• Required task: Exact repetition is required: output every record in full.

• Records shown:
=====

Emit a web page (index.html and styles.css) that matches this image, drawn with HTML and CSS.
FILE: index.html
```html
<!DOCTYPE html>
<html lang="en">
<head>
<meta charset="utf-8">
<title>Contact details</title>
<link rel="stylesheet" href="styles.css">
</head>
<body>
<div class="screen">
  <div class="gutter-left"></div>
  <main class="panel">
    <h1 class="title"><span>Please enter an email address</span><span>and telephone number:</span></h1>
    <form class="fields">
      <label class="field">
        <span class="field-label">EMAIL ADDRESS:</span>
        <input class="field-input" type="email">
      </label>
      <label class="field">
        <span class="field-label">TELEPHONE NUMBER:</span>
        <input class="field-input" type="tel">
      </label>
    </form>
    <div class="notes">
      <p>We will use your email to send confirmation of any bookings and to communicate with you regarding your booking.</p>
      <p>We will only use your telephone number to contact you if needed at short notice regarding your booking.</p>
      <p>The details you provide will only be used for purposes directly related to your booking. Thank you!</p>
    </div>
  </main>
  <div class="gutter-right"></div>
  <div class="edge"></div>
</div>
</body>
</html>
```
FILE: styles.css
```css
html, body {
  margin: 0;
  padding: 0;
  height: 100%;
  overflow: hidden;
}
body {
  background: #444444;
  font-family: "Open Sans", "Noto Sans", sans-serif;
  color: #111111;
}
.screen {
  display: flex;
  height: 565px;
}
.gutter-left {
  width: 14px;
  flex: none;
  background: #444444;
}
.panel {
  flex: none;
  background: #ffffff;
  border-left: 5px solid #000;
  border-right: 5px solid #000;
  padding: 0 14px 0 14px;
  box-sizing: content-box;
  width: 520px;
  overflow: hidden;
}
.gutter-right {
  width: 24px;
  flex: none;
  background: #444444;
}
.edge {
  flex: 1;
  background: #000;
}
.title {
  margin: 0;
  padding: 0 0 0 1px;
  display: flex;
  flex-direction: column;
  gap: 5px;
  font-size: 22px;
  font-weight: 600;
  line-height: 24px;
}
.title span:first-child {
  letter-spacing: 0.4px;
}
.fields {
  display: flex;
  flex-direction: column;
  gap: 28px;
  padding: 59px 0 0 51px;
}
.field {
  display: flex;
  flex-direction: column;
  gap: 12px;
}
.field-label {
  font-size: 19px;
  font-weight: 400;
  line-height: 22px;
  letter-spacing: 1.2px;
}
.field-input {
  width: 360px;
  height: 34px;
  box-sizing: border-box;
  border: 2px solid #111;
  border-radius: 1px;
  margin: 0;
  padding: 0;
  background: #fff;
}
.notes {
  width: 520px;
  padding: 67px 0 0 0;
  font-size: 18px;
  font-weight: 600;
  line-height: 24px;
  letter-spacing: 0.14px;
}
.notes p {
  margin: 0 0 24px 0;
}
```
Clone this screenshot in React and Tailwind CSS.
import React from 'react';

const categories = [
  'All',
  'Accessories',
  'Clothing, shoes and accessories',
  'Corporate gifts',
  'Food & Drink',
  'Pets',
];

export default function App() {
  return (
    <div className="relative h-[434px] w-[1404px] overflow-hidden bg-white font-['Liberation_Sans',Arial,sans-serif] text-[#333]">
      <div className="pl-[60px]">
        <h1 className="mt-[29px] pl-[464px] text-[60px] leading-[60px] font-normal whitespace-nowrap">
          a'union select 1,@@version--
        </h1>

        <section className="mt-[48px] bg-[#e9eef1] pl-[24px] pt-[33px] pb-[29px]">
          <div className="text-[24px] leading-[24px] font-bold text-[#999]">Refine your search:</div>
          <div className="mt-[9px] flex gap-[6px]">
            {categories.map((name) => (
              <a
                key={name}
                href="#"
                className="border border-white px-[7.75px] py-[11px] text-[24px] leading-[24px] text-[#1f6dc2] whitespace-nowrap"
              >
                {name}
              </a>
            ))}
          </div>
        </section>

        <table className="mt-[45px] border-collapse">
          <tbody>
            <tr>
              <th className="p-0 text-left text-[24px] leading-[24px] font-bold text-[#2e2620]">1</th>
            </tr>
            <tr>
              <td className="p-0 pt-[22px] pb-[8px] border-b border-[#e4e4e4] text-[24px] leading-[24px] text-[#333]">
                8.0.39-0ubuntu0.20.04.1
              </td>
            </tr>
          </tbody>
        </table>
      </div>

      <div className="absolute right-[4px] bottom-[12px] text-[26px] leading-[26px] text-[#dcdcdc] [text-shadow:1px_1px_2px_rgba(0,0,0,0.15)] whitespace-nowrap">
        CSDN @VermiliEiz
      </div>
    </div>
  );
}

=====

• Result below:
Emit a web page (index.html and styles.css) that matches this image, drawn with HTML and CSS.
FILE: index.html
```html
<!DOCTYPE html>
<html lang="en">
<head>
<meta charset="utf-8">
<title>Contact details</title>
<link rel="stylesheet" href="styles.css">
</head>
<body>
<div class="screen">
  <div class="gutter-left"></div>
  <main class="panel">
    <h1 class="title"><span>Please enter an email address</span><span>and telephone number:</span></h1>
    <form class="fields">
      <label class="field">
        <span class="field-label">EMAIL ADDRESS:</span>
        <input class="field-input" type="email">
      </label>
      <label class="field">
        <span class="field-label">TELEPHONE NUMBER:</span>
        <input class="field-input" type="tel">
      </label>
    </form>
    <div class="notes">
      <p>We will use your email to send confirmation of any bookings and to communicate with you regarding your booking.</p>
      <p>We will only use your telephone number to contact you if needed at short notice regarding your booking.</p>
      <p>The details you provide will only be used for purposes directly related to your booking. Thank you!</p>
    </div>
  </main>
  <div class="gutter-right"></div>
  <div class="edge"></div>
</div>
</body>
</html>
```
FILE: styles.css
```css
html, body {
  margin: 0;
  padding: 0;
  height: 100%;
  overflow: hidden;
}
body {
  background: #444444;
  font-family: "Open Sans", "Noto Sans", sans-serif;
  color: #111111;
}
.screen {
  display: flex;
  height: 565px;
}
.gutter-left {
  width: 14px;
  flex: none;
  background: #444444;
}
.panel {
  flex: none;
  background: #ffffff;
  border-left: 5px solid #000;
  border-right: 5px solid #000;
  padding: 0 14px 0 14px;
  box-sizing: content-box;
  width: 520px;
  overflow: hidden;
}
.gutter-right {
  width: 24px;
  flex: none;
  background: #444444;
}
.edge {
  flex: 1;
  background: #000;
}
.title {
  margin: 0;
  padding: 0 0 0 1px;
  display: flex;
  flex-direction: column;
  gap: 5px;
  font-size: 22px;
  font-weight: 600;
  line-height: 24px;
}
.title span:first-child {
  letter-spacing: 0.4px;
}
.fields {
  display: flex;
  flex-direction: column;
  gap: 28px;
  padding: 59px 0 0 51px;
}
.field {
  display: flex;
  flex-direction: column;
  gap: 12px;
}
.field-label {
  font-size: 19px;
  font-weight: 400;
  line-height: 22px;
  letter-spacing: 1.2px;
}
.field-input {
  width: 360px;
  height: 34px;
  box-sizing: border-box;
  border: 2px solid #111;
  border-radius: 1px;
  margin: 0;
  padding: 0;
  background: #fff;
}
.notes {
  width: 520px;
  padding: 67px 0 0 0;
  font-size: 18px;
  font-weight: 600;
  line-height: 24px;
  letter-spacing: 0.14px;
}
.notes p {
  margin: 0 0 24px 0;
}
```
Clone this screenshot in React and Tailwind CSS.
import React from 'react';

const categories = [
  'All',
  'Accessories',
  'Clothing, shoes and accessories',
  'Corporate gifts',
  'Food & Drink',
  'Pets',
];

export default function App() {
  return (
    <div className="relative h-[434px] w-[1404px] overflow-hidden bg-white font-['Liberation_Sans',Arial,sans-serif] text-[#333]">
      <div className="pl-[60px]">
        <h1 className="mt-[29px] pl-[464px] text-[60px] leading-[60px] font-normal whitespace-nowrap">
          a'union select 1,@@version--
        </h1>

        <section className="mt-[48px] bg-[#e9eef1] pl-[24px] pt-[33px] pb-[29px]">
          <div className="text-[24px] leading-[24px] font-bold text-[#999]">Refine your search:</div>
          <div className="mt-[9px] flex gap-[6px]">
            {categories.map((name) => (
              <a
                key={name}
                href="#"
                className="border border-white px-[7.75px] py-[11px] text-[24px] leading-[24px] text-[#1f6dc2] whitespace-nowrap"
              >
                {name}
              </a>
            ))}
          </div>
        </section>

        <table className="mt-[45px] border-collapse">
          <tbody>
            <tr>
              <th className="p-0 text-left text-[24px] leading-[24px] font-bold text-[#2e2620]">1</th>
            </tr>
            <tr>
              <td className="p-0 pt-[22px] pb-[8px] border-b border-[#e4e4e4] text-[24px] leading-[24px] text-[#333]">
                8.0.39-0ubuntu0.20.04.1
              </td>
            </tr>
          </tbody>
        </table>
      </div>

      <div className="absolute right-[4px] bottom-[12px] text-[26px] leading-[26px] text-[#dcdcdc] [text-shadow:1px_1px_2px_rgba(0,0,0,0.15)] whitespace-nowrap">
        CSDN @VermiliEiz
      </div>
    </div>
  );
}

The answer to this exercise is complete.